## Exercise task
Output, word for word, every line from the start of the listing down to and including the line that contains "import React from"; include nothing else.

## Data shown
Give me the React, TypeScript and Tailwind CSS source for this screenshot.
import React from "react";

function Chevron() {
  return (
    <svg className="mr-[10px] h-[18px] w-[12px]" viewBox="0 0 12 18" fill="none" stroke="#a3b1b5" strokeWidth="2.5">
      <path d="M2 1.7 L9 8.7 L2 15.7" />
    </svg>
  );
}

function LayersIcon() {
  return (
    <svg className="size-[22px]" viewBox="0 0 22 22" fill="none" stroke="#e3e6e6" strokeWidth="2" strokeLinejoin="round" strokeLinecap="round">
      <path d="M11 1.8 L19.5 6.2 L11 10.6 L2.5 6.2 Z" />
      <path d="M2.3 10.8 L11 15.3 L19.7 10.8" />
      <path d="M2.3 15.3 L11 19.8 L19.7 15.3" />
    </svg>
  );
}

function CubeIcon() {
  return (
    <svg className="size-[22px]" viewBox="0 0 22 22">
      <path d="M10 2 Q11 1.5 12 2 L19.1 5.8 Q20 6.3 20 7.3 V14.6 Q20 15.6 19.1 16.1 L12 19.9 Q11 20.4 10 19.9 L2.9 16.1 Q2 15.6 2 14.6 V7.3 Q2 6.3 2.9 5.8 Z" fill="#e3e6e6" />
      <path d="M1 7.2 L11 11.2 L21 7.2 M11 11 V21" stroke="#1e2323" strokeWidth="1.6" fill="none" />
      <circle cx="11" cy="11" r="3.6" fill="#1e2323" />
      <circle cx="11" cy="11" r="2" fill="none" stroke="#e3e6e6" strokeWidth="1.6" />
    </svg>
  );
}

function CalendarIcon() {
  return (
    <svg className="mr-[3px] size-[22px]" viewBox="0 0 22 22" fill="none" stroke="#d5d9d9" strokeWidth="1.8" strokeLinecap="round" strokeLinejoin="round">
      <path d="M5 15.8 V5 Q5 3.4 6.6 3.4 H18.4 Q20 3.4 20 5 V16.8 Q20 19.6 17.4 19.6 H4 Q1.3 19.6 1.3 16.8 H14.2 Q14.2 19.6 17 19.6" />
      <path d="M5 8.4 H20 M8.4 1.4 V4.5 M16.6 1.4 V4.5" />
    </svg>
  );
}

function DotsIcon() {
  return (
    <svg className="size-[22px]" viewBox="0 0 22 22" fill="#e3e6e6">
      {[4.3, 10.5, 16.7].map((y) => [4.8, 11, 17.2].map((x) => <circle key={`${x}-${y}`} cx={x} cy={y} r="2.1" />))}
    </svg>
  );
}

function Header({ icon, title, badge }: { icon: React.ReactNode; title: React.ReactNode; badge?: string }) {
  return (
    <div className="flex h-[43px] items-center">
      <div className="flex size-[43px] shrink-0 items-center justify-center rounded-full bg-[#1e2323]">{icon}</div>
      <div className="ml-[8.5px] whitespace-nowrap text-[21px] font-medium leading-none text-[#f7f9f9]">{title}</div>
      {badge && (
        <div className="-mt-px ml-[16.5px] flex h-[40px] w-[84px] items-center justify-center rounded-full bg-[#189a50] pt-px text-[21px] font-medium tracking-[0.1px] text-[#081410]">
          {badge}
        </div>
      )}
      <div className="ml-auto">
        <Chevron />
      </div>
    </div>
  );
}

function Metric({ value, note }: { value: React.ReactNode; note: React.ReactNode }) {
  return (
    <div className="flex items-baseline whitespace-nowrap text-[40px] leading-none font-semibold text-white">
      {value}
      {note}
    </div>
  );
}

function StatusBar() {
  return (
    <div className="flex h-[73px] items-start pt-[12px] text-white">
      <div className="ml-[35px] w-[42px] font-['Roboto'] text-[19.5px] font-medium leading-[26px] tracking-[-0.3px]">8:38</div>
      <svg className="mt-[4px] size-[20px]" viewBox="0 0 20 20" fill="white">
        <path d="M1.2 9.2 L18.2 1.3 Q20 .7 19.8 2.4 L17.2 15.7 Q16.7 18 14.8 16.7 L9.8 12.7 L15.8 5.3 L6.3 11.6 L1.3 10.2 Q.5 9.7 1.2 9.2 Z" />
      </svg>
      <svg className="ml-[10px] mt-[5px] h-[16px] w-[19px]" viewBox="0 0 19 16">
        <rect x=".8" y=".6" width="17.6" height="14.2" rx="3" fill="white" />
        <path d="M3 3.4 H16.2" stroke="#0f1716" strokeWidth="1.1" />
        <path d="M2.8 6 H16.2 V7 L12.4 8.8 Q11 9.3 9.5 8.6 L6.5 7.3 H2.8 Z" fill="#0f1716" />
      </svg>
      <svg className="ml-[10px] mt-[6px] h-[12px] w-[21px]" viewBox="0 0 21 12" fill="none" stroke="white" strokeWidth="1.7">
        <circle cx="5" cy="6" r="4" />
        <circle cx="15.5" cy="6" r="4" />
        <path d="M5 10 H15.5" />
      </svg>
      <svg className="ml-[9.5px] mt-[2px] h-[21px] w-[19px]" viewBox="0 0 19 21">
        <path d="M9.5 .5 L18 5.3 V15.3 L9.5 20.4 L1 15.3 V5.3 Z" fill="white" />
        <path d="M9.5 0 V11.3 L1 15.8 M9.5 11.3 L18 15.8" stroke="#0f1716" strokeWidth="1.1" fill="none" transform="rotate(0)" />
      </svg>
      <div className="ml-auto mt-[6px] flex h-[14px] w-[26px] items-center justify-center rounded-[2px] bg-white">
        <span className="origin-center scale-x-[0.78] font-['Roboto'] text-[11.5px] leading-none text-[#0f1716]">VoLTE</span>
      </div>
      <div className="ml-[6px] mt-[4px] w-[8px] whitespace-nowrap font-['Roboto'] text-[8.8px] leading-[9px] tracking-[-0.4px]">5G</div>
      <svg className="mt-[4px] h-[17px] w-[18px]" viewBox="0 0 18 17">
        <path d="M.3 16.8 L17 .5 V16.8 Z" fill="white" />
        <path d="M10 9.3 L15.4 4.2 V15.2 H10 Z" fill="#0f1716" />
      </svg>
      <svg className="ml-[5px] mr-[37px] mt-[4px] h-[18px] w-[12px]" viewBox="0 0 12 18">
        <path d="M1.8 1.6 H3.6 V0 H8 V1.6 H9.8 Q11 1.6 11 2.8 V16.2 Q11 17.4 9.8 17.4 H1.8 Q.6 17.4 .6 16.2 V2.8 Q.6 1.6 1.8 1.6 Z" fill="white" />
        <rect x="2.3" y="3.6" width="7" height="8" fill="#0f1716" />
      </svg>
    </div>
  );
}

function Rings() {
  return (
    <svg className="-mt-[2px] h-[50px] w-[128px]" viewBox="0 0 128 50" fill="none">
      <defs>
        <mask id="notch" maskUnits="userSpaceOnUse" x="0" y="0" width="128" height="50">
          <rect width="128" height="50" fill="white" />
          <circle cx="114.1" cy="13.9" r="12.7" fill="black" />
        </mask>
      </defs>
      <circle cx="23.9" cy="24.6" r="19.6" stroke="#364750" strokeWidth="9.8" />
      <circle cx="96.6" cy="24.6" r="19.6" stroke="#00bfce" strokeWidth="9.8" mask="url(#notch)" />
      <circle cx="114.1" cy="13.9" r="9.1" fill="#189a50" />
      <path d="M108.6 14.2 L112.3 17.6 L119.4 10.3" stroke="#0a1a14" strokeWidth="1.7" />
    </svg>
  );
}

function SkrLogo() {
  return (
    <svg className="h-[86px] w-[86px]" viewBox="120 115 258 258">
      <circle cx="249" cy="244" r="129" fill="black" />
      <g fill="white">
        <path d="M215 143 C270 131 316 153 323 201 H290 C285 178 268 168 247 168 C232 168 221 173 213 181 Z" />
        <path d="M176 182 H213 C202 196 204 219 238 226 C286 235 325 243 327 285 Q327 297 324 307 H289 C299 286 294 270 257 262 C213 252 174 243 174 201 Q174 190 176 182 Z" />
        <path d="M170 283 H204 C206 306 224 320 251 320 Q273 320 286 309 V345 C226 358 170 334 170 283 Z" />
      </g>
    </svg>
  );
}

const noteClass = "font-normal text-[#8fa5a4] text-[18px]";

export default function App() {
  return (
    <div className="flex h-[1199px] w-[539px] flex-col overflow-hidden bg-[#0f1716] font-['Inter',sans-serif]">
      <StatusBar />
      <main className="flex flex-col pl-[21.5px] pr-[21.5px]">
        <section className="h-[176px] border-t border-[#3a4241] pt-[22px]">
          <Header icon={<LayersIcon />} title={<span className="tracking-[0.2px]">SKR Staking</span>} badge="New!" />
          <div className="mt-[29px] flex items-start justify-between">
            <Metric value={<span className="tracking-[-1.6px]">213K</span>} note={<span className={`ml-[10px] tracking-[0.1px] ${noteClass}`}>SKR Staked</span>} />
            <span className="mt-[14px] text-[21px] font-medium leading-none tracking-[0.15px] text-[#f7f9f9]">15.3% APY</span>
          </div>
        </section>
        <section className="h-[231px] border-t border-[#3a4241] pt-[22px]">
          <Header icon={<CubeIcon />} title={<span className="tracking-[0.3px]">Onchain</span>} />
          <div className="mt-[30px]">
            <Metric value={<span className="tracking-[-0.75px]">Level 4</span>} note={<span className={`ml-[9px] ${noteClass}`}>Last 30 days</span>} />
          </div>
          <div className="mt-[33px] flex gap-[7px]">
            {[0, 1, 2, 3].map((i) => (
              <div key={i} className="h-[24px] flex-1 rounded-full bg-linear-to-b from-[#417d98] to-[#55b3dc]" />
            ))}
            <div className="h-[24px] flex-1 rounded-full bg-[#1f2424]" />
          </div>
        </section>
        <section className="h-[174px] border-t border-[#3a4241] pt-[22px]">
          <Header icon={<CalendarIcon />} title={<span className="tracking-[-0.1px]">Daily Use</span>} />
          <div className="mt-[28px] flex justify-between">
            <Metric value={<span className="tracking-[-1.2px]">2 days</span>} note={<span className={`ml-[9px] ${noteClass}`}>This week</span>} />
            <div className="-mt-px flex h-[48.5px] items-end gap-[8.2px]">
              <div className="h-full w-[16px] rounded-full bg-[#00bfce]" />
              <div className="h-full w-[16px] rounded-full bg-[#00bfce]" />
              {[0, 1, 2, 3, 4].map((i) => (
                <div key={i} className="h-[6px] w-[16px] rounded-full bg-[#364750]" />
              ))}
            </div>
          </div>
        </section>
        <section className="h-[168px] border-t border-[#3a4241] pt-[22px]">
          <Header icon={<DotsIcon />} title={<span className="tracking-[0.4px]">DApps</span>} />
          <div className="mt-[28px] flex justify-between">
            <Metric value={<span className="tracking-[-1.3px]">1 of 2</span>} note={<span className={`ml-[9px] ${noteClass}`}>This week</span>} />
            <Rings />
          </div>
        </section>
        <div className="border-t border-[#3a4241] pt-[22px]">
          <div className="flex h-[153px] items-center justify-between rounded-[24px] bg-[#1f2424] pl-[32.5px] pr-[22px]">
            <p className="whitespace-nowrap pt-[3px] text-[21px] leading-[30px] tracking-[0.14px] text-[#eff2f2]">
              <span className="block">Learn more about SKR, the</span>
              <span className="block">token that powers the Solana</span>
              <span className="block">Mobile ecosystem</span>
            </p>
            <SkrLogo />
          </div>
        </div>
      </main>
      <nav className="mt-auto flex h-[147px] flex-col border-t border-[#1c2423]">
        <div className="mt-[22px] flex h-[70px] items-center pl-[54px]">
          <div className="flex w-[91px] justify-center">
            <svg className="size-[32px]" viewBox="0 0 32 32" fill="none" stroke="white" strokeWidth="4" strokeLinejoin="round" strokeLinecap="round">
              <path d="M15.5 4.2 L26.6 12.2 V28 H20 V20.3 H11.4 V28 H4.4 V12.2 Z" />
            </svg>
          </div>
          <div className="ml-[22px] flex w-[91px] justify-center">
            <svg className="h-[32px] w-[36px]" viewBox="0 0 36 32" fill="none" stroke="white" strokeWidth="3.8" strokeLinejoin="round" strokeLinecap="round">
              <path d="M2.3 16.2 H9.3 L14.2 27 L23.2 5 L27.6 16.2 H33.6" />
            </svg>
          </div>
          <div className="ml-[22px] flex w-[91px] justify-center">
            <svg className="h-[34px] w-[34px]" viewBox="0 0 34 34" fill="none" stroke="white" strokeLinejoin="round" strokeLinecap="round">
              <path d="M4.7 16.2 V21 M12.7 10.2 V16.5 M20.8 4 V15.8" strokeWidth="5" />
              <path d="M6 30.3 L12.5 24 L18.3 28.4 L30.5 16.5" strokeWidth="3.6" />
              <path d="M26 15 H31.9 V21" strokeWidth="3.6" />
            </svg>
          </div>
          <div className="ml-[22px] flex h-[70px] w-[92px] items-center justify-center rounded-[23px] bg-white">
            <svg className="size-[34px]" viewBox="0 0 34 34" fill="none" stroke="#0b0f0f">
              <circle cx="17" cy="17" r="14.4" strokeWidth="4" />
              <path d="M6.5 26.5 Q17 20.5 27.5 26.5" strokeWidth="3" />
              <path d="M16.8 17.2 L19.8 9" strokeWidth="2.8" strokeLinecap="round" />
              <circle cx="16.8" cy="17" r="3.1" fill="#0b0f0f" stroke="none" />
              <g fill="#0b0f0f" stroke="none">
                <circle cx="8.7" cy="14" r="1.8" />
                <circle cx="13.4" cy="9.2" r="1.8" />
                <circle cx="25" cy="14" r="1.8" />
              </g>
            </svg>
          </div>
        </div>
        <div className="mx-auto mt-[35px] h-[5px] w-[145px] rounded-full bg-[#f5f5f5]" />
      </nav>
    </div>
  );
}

## Reply
Give me the React, TypeScript and Tailwind CSS source for this screenshot.
import React from "react";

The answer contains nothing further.